Exercise instructions. Only the lines from the one containing "Convert this table" through the one containing "const fmt = (n) => n.toLocaleString('en-US')" should be duplicated, exactly as they appear. Pictures are to be left out.

Dataset records:

┄┄┄┄┄┄

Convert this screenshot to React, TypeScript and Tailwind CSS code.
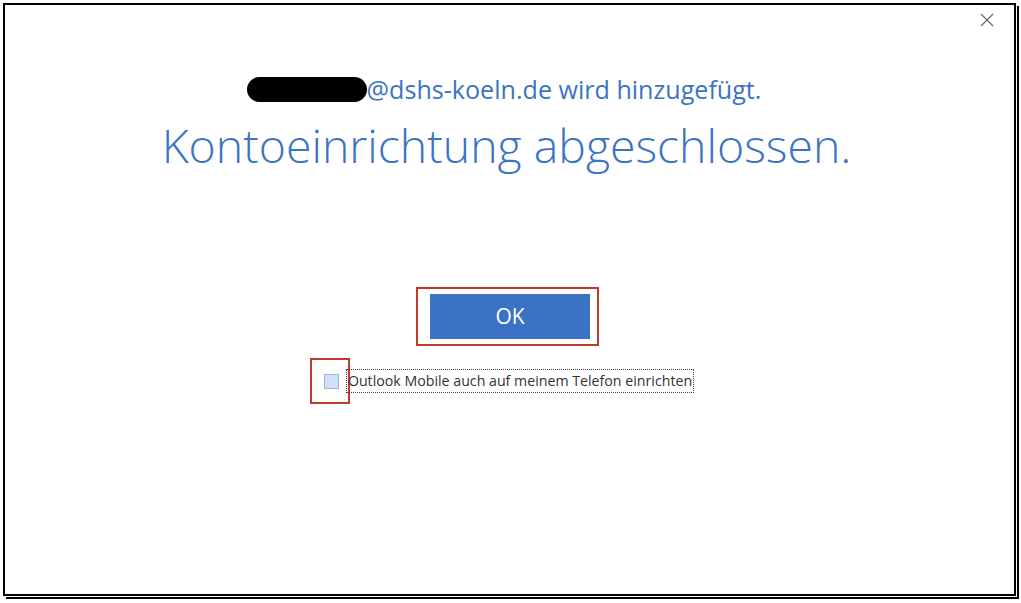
import React from "react";

export default function App() {
  return (
    <div className="w-[1021px] h-[603px] bg-white relative overflow-hidden" style={{ fontFamily: '"Open Sans", "Noto Sans", sans-serif' }}>
      <div className="ml-[3px] mt-[3px] w-[1013px] h-[593px] border-2 border-black shadow-[1px_1px_0_0_#ffffff,3px_3px_0_0_#000000] bg-white flex flex-col">
        <div className="flex justify-end pr-[20px] pt-[6px] h-[30px]">
          <svg width="14" height="14" viewBox="0 0 14 14" className="mt-[2px]">
            <path d="M1 1 L13 13 M13 1 L1 13" stroke="#666" strokeWidth="1.2" fill="none" />
          </svg>
        </div>
        <div className="flex justify-center items-center mt-[40px] h-[28px] pr-[11px]">
          <div className="w-[120px] h-[25px] rounded-full bg-black" />
          <span className="text-[25.1px] leading-[28px] text-[#3b74c2]">@dshs-koeln.de wird hinzugefügt.</span>
        </div>
        <div className="flex justify-center mt-[14px] pr-[6px]">
          <span className="text-[46.4px] leading-[56px] font-light text-[#3b74c2]">Kontoeinrichtung abgeschlossen.</span>
        </div>
        <div className="flex justify-center mt-[114px] pr-[4px]">
          <div className="border-2 border-[#c0392b] pl-[12px] pr-[7px] py-[5px]">
            <button className="w-[160px] h-[45px] bg-[#3b72c6] text-white text-[21px] flex items-center justify-center">OK</button>
          </div>
        </div>
        <div className="flex justify-center mt-[12px] pr-[15px]">
          <div className="flex items-center">
            <div className="w-[40px] h-[46px] border-2 border-[#c0392b] flex items-center justify-center">
              <div className="w-[15px] h-[15px] bg-[#cfe0f7] border border-[#9fb6d6] ml-[3px]" />
            </div>
            <div className="border border-dotted border-[#444] px-[1px] h-[24px] flex items-center -ml-[4px]">
              <span className="text-[14.2px] text-[#333]">Outlook Mobile auch auf meinem Telefon einrichten</span>
            </div>
          </div>
        </div>
      </div>
    </div>
  );
}
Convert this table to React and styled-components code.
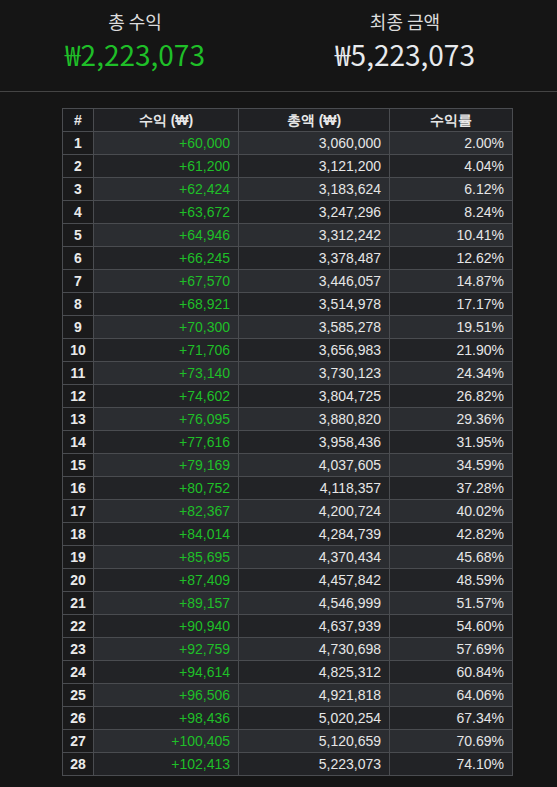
import React from 'react'
import styled, { createGlobalStyle } from 'styled-components'

const rows = [
  [60000, 3060000, '2.00'],
  [61200, 3121200, '4.04'],
  [62424, 3183624, '6.12'],
  [63672, 3247296, '8.24'],
  [64946, 3312242, '10.41'],
  [66245, 3378487, '12.62'],
  [67570, 3446057, '14.87'],
  [68921, 3514978, '17.17'],
  [70300, 3585278, '19.51'],
  [71706, 3656983, '21.90'],
  [73140, 3730123, '24.34'],
  [74602, 3804725, '26.82'],
  [76095, 3880820, '29.36'],
  [77616, 3958436, '31.95'],
  [79169, 4037605, '34.59'],
  [80752, 4118357, '37.28'],
  [82367, 4200724, '40.02'],
  [84014, 4284739, '42.82'],
  [85695, 4370434, '45.68'],
  [87409, 4457842, '48.59'],
  [89157, 4546999, '51.57'],
  [90940, 4637939, '54.60'],
  [92759, 4730698, '57.69'],
  [94614, 4825312, '60.84'],
  [96506, 4921818, '64.06'],
  [98436, 5020254, '67.34'],
  [100405, 5120659, '70.69'],
  [102413, 5223073, '74.10'],
]

const fmt = (n) => n.toLocaleString('en-US')

const App = () => {
  return (
    <Page>
      <GlobalStyle />
      <Summary>
        <Stat>
          <StatLabel>총 수익</StatLabel>
          <StatValue green>₩2,223,073</StatValue>
        </Stat>
        <Stat>
          <StatLabel>최종 금액</StatLabel>
          <StatValue>₩5,223,073</StatValue>
        </Stat>
      </Summary>
      <Divider />
      <Table>
        <colgroup>
          <col style={{ width: 31 }} />
          <col style={{ width: 145 }} />
          <col style={{ width: 151 }} />
          <col style={{ width: 123 }} />
        </colgroup>
        <thead>
          <tr>
            <IndexHead>#</IndexHead>
            <Head>수익 (₩)</Head>
            <Head>총액 (₩)</Head>
            <Head>수익률</Head>
          </tr>
        </thead>
        <tbody>
          {rows.map(([profit, total, rate], i) => (
            <Row key={i} odd={i % 2 === 0}>
              <IndexCell>{i + 1}</IndexCell>
              <Cell green>+{fmt(profit)}</Cell>
              <Cell>{fmt(total)}</Cell>
              <Cell>{rate}%</Cell>
            </Row>
          ))}
        </tbody>
      </Table>
    </Page>
  )
}

const GlobalStyle = createGlobalStyle`
  html, body {
    margin: 0;
    padding: 0;
    background: #151515;
  }
`

const Page = styled.div`
  width: 557px;
  min-height: 787px;
  background: #151515;
  color: #e6e6e6;
  padding-top: 8px;
  box-sizing: border-box;
`

const Summary = styled.div`
  width: 540px;
  display: grid;
  grid-template-columns: 1fr 1fr;
`

const Stat = styled.div`
  display: flex;
  flex-direction: column;
  align-items: center;
  font-family: "Noto Sans CJK KR", "Noto Sans", sans-serif;
`

const StatLabel = styled.div`
  font-size: 18px;
  line-height: 26px;
  color: #dcdcdc;
`

const StatValue = styled.div`
  font-size: 28px;
  line-height: 36px;
  margin-top: 2px;
  color: ${({ green }) => (green ? '#1fbf28' : '#e8eaed')};
`

const Divider = styled.div`
  height: 1px;
  background: #444;
  margin-top: 19px;
`

const Table = styled.table`
  margin: 16px 0 0 62px;
  width: 450px;
  border-collapse: collapse;
  table-layout: fixed;
  font-family: "Liberation Sans", Arial, sans-serif;
  font-size: 14px;
  line-height: 16px;
  border: 1px solid #4a4c50;

  th, td {
    border: 1px solid #4a4c50;
    padding: 3px 8px;
  }
`

const Head = styled.th`
  background: #202124;
  color: #e8e8e8;
  font-weight: bold;
  text-align: center;
`

const IndexHead = styled(Head)`
  background: #18191b;
  padding: 3px 0 !important;
`

const Row = styled.tr`
  background: ${({ odd }) => (odd ? '#2b2d31' : '#222326')};
`

const IndexCell = styled.td`
  background: #1a1a1b;
  font-weight: bold;
  text-align: center;
  color: #eaeaea;
  padding: 3px 0 !important;
`

const Cell = styled.td`
  text-align: right;
  color: ${({ green }) => (green ? '#1fbf28' : '#e6e6e6')};
`

export default App
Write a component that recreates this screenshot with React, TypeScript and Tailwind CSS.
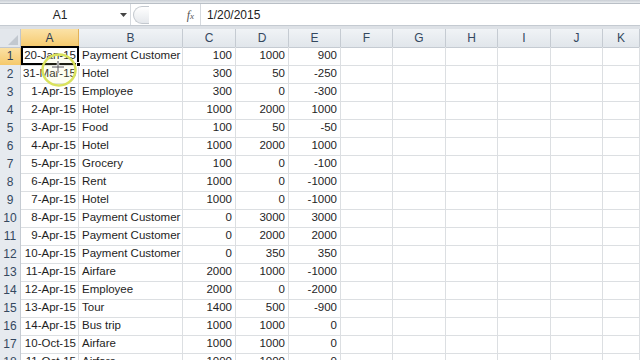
import React from "react";

const cols = ["A", "B", "C", "D", "E", "F", "G", "H", "I", "J", "K"];

const data: [string, string, string, string, string][] = [
  ["20-Jan-15", "Payment Customer", "100", "1000", "900"],
  ["31-Mar-15", "Hotel", "300", "50", "-250"],
  ["1-Apr-15", "Employee", "300", "0", "-300"],
  ["2-Apr-15", "Hotel", "1000", "2000", "1000"],
  ["3-Apr-15", "Food", "100", "50", "-50"],
  ["4-Apr-15", "Hotel", "1000", "2000", "1000"],
  ["5-Apr-15", "Grocery", "100", "0", "-100"],
  ["6-Apr-15", "Rent", "1000", "0", "-1000"],
  ["7-Apr-15", "Hotel", "1000", "0", "-1000"],
  ["8-Apr-15", "Payment Customer", "0", "3000", "3000"],
  ["9-Apr-15", "Payment Customer", "0", "2000", "2000"],
  ["10-Apr-15", "Payment Customer", "0", "350", "350"],
  ["11-Apr-15", "Airfare", "2000", "1000", "-1000"],
  ["12-Apr-15", "Employee", "2000", "0", "-2000"],
  ["13-Apr-15", "Tour", "1400", "500", "-900"],
  ["14-Apr-15", "Bus trip", "1000", "1000", "0"],
  ["10-Oct-15", "Airfare", "1000", "1000", "0"],
  ["11-Oct-15", "Airfare", "1000", "1000", "0"],
];

const gridCols =
  "grid grid-cols-[21px_58px_104px_53px_53px_52px_52px_53px_52px_53px_52px_1fr]";

export default function App() {
  return (
    <div
      className="relative w-[640px] h-[360px] overflow-hidden bg-white text-[#1e1e1e]"
      style={{ fontFamily: '"Liberation Sans", Arial, sans-serif' }}
    >
      {/* top ribbon edge */}
      <div className="h-[4px] bg-gradient-to-b from-[#c9ced4] to-[#e8ebee] border-b border-[#b9bfc6]" />
      {/* formula bar */}
      <div className="flex h-[21px] items-center bg-white">
        <div className="flex h-full w-[131px] items-center border-r border-[#d5d9de]">
          <div className="flex-1 text-center text-[12px] text-[#222] pl-[4px]">A1</div>
          <div className="w-[14px] flex justify-center">
            <svg width="7" height="4" viewBox="0 0 7 4">
              <path d="M0 0 L7 0 L3.5 4 Z" fill="#444" />
            </svg>
          </div>
        </div>
        <div className="flex h-full w-[70px] items-center border-r border-[#d5d9de]">
          <div className="ml-[2px] h-[18px] w-[16px] rounded-l-full border border-r-0 border-[#c3c8ce] bg-gradient-to-b from-[#ffffff] to-[#e5e8ec]" />
          <div className="flex-1" />
          <span
            className="mr-[6px] text-[12px] italic text-[#555]"
            style={{ fontFamily: '"Liberation Serif", serif' }}
          >
            f<span className="text-[9px]">x</span>
          </span>
        </div>
        <div className="pl-[6px] text-[12px] text-[#222]">1/20/2015</div>
      </div>
      {/* separator band */}
      <div className="h-[4px] bg-[#dde1e6] border-t border-[#c4cad1]" />
      {/* column headers */}
      <div className={`${gridCols} h-[18px]`}>
        <div className="relative border-r border-b border-[#c0c6ce] bg-[#e3e7ec]">
          <svg className="absolute right-[2px] bottom-[2px]" width="10" height="10" viewBox="0 0 10 10">
            <path d="M10 0 L10 10 L0 10 Z" fill="#c2c8cf" />
          </svg>
        </div>
        {cols.map((c, i) => (
          <div
            key={c}
            className={
              i === 0
                ? "flex items-center justify-center border-r border-b border-[#e3b257] bg-gradient-to-b from-[#fbe2a7] to-[#f5c96b] text-[12px] text-[#2e3e55]"
                : "flex items-center justify-center border-r border-b border-[#c5cbd2] bg-gradient-to-b from-[#f0f3f6] to-[#e1e6eb] text-[12px] text-[#34485f]"
            }
          >
            {c}
          </div>
        ))}
      </div>
      {/* rows */}
      {data.map((r, ri) => (
        <div key={ri} className={`${gridCols} h-[18px]`}>
          <div
            className={
              ri === 0
                ? "flex items-center justify-center border-r border-b border-[#e3b257] bg-gradient-to-b from-[#fbe2a7] to-[#f5c96b] text-[12px] text-[#2e3e55]"
                : "flex items-center justify-center border-r border-b border-[#c5cbd2] bg-[#e6eaef] text-[12px] text-[#34485f]"
            }
          >
            {ri + 1}
          </div>
          <div className="flex items-center justify-end pr-[2px] border-r border-b border-[#dcdfe2] text-[11.5px] whitespace-nowrap">
            {r[0]}
          </div>
          <div className="flex items-center pl-[3px] border-r border-b border-[#dcdfe2] text-[11.5px] whitespace-nowrap">
            {r[1]}
          </div>
          <div className="flex items-center justify-end pr-[3px] border-r border-b border-[#dcdfe2] text-[11.5px]">
            {r[2]}
          </div>
          <div className="flex items-center justify-end pr-[3px] border-r border-b border-[#dcdfe2] text-[11.5px]">
            {r[3]}
          </div>
          <div className="flex items-center justify-end pr-[3px] border-r border-b border-[#dcdfe2] text-[11.5px]">
            {r[4]}
          </div>
          {Array.from({ length: 6 }).map((_, k) => (
            <div key={k} className="border-r border-b border-[#dcdfe2]" />
          ))}
        </div>
      ))}
      {/* selection box A1 */}
      <div className="absolute left-[21px] top-[46px] h-[19px] w-[58px] border-2 border-black pointer-events-none" />
      <div className="absolute left-[76px] top-[62px] h-[5px] w-[5px] bg-black border border-white" />
      {/* cursor highlight */}
      <svg className="absolute left-[40px] top-[52px]" width="38" height="36" viewBox="0 0 38 36">
        <ellipse cx="19" cy="18" rx="16.5" ry="15.5" fill="rgba(240,245,150,0.12)" stroke="#d9e25c" strokeWidth="2.5" />
        <path d="M18 9 L18 21 M12 15 L24 15" stroke="#fff" strokeWidth="2.5" />
        <path d="M18 9 L18 21 M12 15 L24 15" stroke="#555" strokeWidth="1" />
      </svg>
    </div>
  );
}
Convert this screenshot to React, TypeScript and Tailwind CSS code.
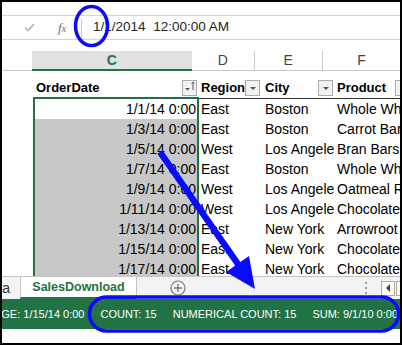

┄┄┄┄┄┄

Exercise answer.
Convert this table to React and styled-components code.
import React from 'react'
import styled, { createGlobalStyle } from 'styled-components'

const rows = [
  [60000, 3060000, '2.00'],
  [61200, 3121200, '4.04'],
  [62424, 3183624, '6.12'],
  [63672, 3247296, '8.24'],
  [64946, 3312242, '10.41'],
  [66245, 3378487, '12.62'],
  [67570, 3446057, '14.87'],
  [68921, 3514978, '17.17'],
  [70300, 3585278, '19.51'],
  [71706, 3656983, '21.90'],
  [73140, 3730123, '24.34'],
  [74602, 3804725, '26.82'],
  [76095, 3880820, '29.36'],
  [77616, 3958436, '31.95'],
  [79169, 4037605, '34.59'],
  [80752, 4118357, '37.28'],
  [82367, 4200724, '40.02'],
  [84014, 4284739, '42.82'],
  [85695, 4370434, '45.68'],
  [87409, 4457842, '48.59'],
  [89157, 4546999, '51.57'],
  [90940, 4637939, '54.60'],
  [92759, 4730698, '57.69'],
  [94614, 4825312, '60.84'],
  [96506, 4921818, '64.06'],
  [98436, 5020254, '67.34'],
  [100405, 5120659, '70.69'],
  [102413, 5223073, '74.10'],
]

const fmt = (n) => n.toLocaleString('en-US')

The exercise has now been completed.